Speer's international work introduces local practices to up-to-date techniques. He describes his work in China as "knowledge transfer" on sustainable development. "We're trying to network planning, infrastructure, and utilities--to save energy and resources, and preserve the environment," he says. "I'm convinced that in five years they will be able to do it all without us--they are good learners. My task is to help them along the way."

TOWN HALL, CHONGQING, CHINA
Speer designed a town hall for a new government district that is under development in Chongqing, a burgeoning metropolis on China's Yangtze River.

Albert Speer
Although Speer's pragmatism does not lend itself to the popular acclaim of a Frank Gehry or even a Robert Moses, it has given him an enviable reputation for getting things done. In the early 1990s, when Eisenman's rippling design for a Frankfurt housing settlement was too radical to be translated into local planning law, Speer's team was able to create a three-dimensional zoning master plan, unprecedented in Germany. More recently, when the team of German-American architect Helmut Jahn and Deutsche Bank was out-muscling the city of Frankfurt for a multibillion-dollar development in Frankfurt's own downtown, the city gave Speer four weeks to come up with a better plan. His effort beat out Jahn's, despite the latter's higher profile.

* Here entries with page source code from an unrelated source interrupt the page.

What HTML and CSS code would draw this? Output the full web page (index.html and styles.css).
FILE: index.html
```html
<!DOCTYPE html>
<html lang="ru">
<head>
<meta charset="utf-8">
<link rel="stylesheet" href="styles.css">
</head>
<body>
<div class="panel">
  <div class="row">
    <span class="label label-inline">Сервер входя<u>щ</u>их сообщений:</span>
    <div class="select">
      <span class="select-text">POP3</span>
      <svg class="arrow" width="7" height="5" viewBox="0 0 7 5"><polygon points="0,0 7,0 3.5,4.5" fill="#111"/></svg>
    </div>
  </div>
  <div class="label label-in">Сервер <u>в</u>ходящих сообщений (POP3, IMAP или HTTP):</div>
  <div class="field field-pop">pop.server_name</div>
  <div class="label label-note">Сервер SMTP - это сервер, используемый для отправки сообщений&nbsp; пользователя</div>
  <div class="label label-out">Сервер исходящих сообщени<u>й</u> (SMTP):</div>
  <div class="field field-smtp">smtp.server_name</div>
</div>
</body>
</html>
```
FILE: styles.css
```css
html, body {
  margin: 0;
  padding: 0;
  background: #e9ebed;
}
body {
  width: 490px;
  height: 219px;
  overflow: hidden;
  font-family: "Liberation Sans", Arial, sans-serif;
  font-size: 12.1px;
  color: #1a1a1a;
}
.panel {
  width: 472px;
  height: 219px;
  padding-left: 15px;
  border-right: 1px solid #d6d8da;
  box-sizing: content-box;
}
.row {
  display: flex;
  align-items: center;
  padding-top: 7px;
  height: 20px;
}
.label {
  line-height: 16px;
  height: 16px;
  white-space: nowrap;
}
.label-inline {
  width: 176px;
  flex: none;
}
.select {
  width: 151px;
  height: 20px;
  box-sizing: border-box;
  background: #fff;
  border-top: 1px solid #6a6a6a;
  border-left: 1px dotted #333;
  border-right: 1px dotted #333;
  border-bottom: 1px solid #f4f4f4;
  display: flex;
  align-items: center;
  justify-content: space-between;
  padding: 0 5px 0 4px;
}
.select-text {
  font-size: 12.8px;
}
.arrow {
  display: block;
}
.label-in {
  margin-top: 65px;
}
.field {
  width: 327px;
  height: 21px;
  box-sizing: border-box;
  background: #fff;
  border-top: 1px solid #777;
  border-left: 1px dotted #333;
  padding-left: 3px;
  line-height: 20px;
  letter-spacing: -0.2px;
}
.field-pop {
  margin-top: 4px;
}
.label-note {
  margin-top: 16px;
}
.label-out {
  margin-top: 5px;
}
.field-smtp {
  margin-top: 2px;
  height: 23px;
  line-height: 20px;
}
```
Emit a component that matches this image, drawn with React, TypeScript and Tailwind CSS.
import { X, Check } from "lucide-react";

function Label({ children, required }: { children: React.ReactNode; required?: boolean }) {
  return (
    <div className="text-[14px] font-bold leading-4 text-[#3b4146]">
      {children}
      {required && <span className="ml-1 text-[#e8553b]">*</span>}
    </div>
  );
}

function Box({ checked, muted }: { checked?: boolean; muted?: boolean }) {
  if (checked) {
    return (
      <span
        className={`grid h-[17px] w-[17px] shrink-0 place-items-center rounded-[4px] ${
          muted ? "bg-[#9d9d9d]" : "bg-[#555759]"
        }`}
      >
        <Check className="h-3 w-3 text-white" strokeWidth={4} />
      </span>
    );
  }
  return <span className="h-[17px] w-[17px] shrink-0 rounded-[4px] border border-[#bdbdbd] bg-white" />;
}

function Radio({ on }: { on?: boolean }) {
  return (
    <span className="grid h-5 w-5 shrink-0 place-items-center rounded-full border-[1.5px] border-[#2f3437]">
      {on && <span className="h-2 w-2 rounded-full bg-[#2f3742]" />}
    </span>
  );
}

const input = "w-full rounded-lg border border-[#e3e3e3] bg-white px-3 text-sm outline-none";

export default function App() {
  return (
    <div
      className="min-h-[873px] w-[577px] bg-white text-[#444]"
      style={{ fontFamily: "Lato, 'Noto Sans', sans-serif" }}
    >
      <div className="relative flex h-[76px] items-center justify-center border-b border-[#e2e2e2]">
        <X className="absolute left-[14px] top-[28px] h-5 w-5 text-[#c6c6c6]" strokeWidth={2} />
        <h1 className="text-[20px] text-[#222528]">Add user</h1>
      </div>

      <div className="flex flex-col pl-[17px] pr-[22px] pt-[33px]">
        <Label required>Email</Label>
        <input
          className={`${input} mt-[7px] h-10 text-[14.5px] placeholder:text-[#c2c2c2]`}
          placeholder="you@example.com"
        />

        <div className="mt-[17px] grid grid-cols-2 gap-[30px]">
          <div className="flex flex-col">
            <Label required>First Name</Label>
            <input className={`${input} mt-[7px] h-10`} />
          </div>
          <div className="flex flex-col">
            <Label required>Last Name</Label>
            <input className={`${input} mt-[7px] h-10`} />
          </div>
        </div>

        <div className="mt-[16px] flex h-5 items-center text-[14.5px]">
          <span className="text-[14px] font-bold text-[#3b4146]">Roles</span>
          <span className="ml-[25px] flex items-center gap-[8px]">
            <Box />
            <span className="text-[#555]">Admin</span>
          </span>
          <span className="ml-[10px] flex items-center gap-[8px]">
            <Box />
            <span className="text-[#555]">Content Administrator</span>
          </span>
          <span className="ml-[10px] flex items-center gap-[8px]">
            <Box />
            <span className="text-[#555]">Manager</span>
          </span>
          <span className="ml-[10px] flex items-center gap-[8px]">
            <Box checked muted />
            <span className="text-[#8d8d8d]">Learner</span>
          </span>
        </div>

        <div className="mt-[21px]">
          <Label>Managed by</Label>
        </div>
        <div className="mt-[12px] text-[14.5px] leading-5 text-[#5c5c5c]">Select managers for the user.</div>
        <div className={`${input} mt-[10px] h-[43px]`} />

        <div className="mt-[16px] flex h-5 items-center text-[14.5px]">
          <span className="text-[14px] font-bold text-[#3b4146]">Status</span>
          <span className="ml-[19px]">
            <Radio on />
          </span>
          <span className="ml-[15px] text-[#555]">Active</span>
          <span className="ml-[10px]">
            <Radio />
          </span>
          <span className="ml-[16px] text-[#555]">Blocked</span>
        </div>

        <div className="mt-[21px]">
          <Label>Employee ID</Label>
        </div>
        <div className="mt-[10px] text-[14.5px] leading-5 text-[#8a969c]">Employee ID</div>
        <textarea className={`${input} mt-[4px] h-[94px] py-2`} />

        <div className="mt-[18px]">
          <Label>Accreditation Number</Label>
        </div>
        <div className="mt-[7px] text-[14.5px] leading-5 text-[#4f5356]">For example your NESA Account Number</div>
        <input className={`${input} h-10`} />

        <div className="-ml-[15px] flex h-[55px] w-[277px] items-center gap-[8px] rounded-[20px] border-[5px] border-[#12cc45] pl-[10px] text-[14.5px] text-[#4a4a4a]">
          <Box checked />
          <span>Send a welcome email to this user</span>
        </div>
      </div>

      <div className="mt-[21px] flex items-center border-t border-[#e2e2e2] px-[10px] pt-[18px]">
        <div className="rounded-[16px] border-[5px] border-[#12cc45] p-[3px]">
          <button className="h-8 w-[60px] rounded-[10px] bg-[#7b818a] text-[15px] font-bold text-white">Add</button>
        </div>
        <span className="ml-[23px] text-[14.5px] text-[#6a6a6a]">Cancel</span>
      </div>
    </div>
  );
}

"Jahn came in with this extraordinary presentation. They must have spent a million deutsche marks on the maquette alone," says Wentz, who represented Frankfurt at the time. But, he adds, the Jahn plan called for creating a series of big designer towers without really defining the space between them. Speer, in contrast, used his planning expertise to develop an integrated urban concept centered upon a tree-lined boulevard. Rather than big buildings, he emphasized a controlled variety of medium-density development, punctuated by a residential district and green spaces. According to Wentz, "With Speer's design, we quickly reached Waffengleichheit [parity of firepower] with Jahn."